In Kali, a more holistic understanding is required by considering the awesomeness of her as a deity while also appreciating that through her the full spectrum of life, death and rebirth is experienced. Kali represents divinity (or ultimate reality) as a form of the “coincidence of opposites” encompassing both life and death, good and evil, darkness and light, creation and destruction.
For me, this understanding of Kali’s mythology begins to offer a vision of divinity, life source, which unifies both light and shadow aspects of self and the universe. The story of Kali acknowledges death as an inevitable part of life just as night follows day. In reality, life and death is intimately intertwined – growth and transformation cannot happen in the absence of death and decay – the very universe (the ecosystem) depends on this cyclical nature. For Kali is the goddess who gives birth to the entire universe.
Kali dances naked so that her fruitful “yoni” is displayed as are the full breasts with which she nourishes all she has brought into the world. The representation of her with Shiva, transforming him from a corpse into a lover to satisfy her desire, maybe symbolic of sexual potency – however this sexualised imagery also symbolises the birthing or giving of life. It is Kali who brings the inert Shiva from death and gives him life, because she is Shakti, the raw feminine power which is the inherent energy of the universe, the life force that activates what is potential and creates the world.
Where Kali is depicted with 10 arms and 10 faces with 3 eyes for each head, she is said to represent the power of each Deva (Hindu god) and will be shown holding their identifying ritual item or weapon. The myth portrays the gods sending forth their energies in streams of flame to be reabsorbed by the Goddess Durga (incarnated as Kali), the original mother, and the life energy from which they emerged. When Kali appears within this rain of fire from Durga’s brow, the gods then hand over all their emblems of power, once again dissolving their strengths back into the source from which they had flowed.
Kala in Sanskrit means both time and black. Her three eyes represent past, present, and future —"Kali is so called because She devours Kala (Time) and then resumes Her own dark formlessness." (Sir John Woodroffe, Garland of Letters). Kali’s black skin represents the ultimate void state in which all differences and forms dissolve as in a black hole or the vast endless black sky -"just as all colours disappear in black, so all names and forms disappear in her" (Mahanirvana Tantra). As an emblem of darkness, Kali is once again connected to time and creation itself, as darkness existed before light, before the Big Bang.
Kali’s nakedness is primeval like nature - she is free from illusion or karmic veils – she is beyond maya or false consciousness. As a symbol of Mother Nature herself (returning to where she lived in nature before being written into the Devi Mahatmya) – Kali is primordial, creative, nurturing and devouring in turn, but ultimately loving and benevolent.
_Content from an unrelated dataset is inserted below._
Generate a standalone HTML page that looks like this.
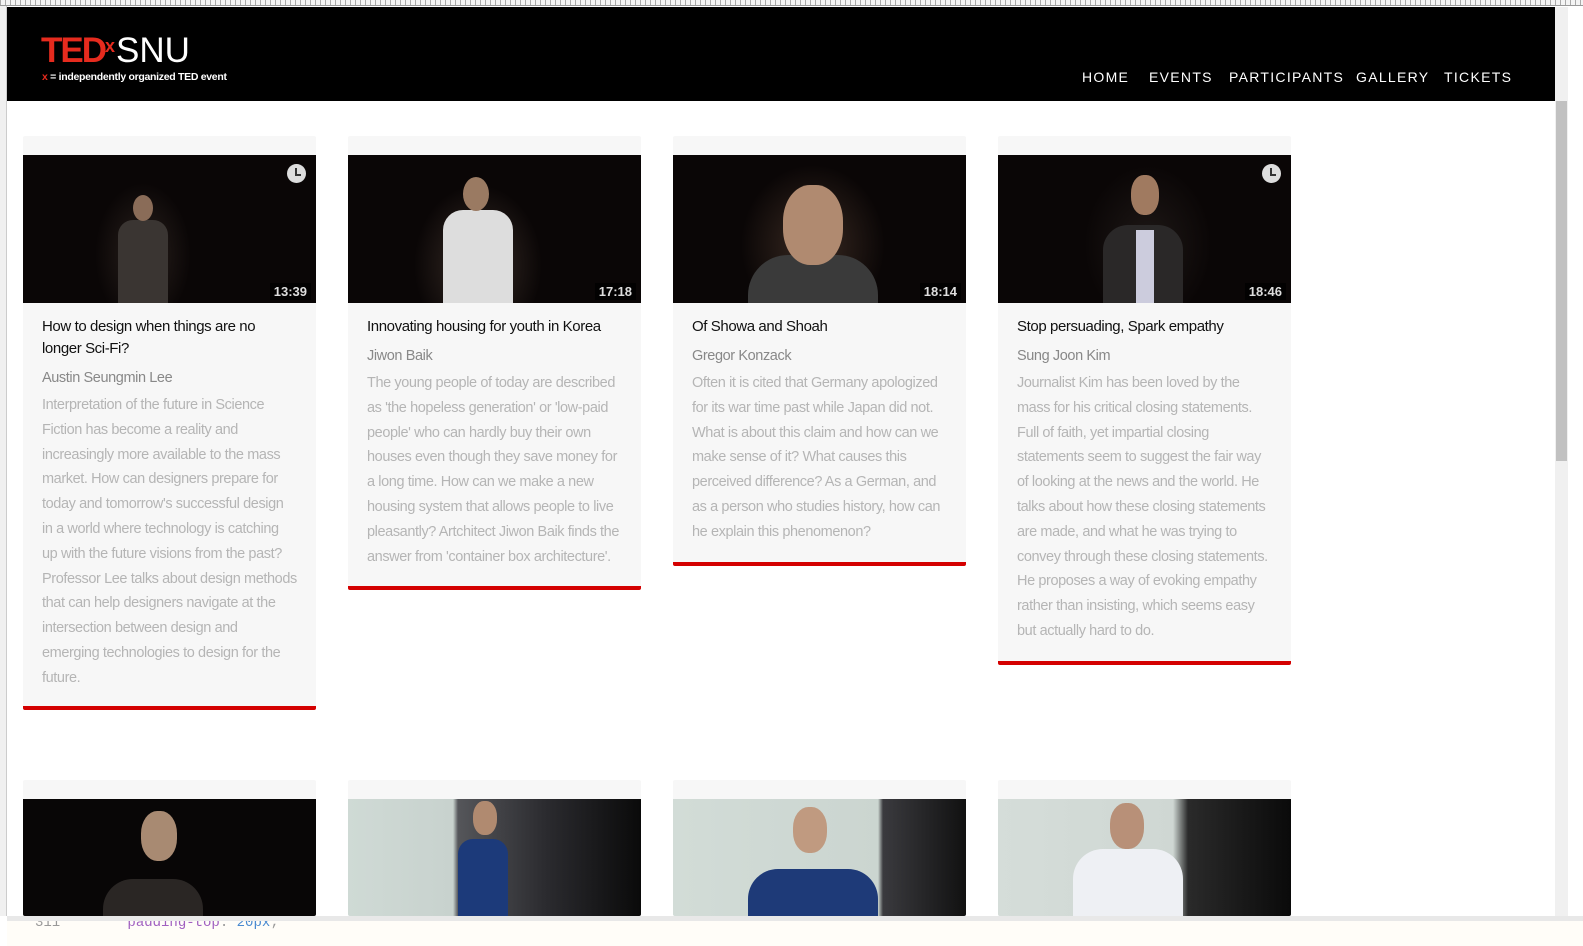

Kali's presence in cremation grounds, where the pancha mahabhuta (five elements) come together and all worldly attachments are absolved invokes the cycle of birth and death and the very essence of the universe.
Her girdle of severed human hands signifies that through effort, liberation from the cycle of karma is found. Her white teeth show her inner purity and her red lolling tongue indicates her omnivorous nature avidly devouring the blood of the demons which represents the agitated thoughts – the vritti of the mind – and by licking the blood, Kali creates clarity of vision and illuminates awareness which is necessary to enable growth.
The sword in the left hand signifies divine knowledge, the destroyer of false consciousness and the binds to which the human spirit is tied – a literal and figurative slaying of the inner demons which enslave the human soul in delusion or ignorance. The head signifies ego or the illusions of ego which must be slain by divine knowledge in order to attain moksha - ultimate freedom and liberation from the life-death cycle and the constraints of a worldly existence and therefore leading to oneness with the Divine. Kali allows for radical self-transformation through the destruction of samskaras (habits and patterns) and selfish motives. The hands on the right are in symbolic mudras. The abhaya mudra gestures fearlessness and protection by showing a hand without weapons which traditionally indicates both peace and friendship. Kali also displays varada mudra of blessings which means anyone worshipping her with a true heart will be saved as she will guide them.
The garland of human heads, is usually either 108 or 50 to represent the garland of letters of the Sanskrit alphabet. Sanskrit is a dynamic language with universal vibrational sounds and each of these sounds represents a form of energy. Therefore, Kali is seen as the mother of language and mantras and as such signifies the path of infinite knowledge and enlightenment.
It is apparent that Kali is complex as the Dark Mother. Kali is the divine protector. She represents key concepts of “time, change, power, creation, preservation and destruction”. Kali is paradoxically portrayed as the giver, the one who bestows moksha, and one who destroys illusions, ego attachments and worldly binds. She is Kali Ma who as mother of the world shows great compassion and affords protection to those who have shed the illusions of ego. She is the primordial source from which all life arises, the Goddess of both endings and beginnings.
The radical dynamism and transformative effect of Kali is captured in the following analysis that she provides the “fast track, often on a bumpy road to problem solution and spiritual advancement. Her power tools are the Kundalini Shakti (the power of spiritual electricity); the Kriya Shakti, the power to creatively affect the universe; and Iccha Shakti, the power of will that personally compels our physical movements and actions, while in the universe it causes the galaxies to rush away from one another into cosmic night.” (Temple Purohit 2015)
In Kali Rising, Ballentine argues that people of all gender identities need to explore their inner goddess Kali as a way to bring balance, clarity and inner truth to their lives. Kali is the goddess of violently casting out dark shadows to shine light, of the death of demons, of attachment to the temporal and material, of ego, of illusion and unreality. How Kali is perceived or experienced depends on the level of consciousness and spiritual enlightenment. “A mature soul who engages in spiritual practice to remove the illusion of the ego sees Mother Kali as very sweet, affectionate, and overflowing with incomprehensible love for Her children.”
I may have a long and rocky journey ahead of inner enquiry, surrendering of my ego and expansion of consciousness before I am able to truly honour my namesake. But for the moment I am grateful to have caught a glimpse of the divinity to be found in Kali’s fierce love and benevolence.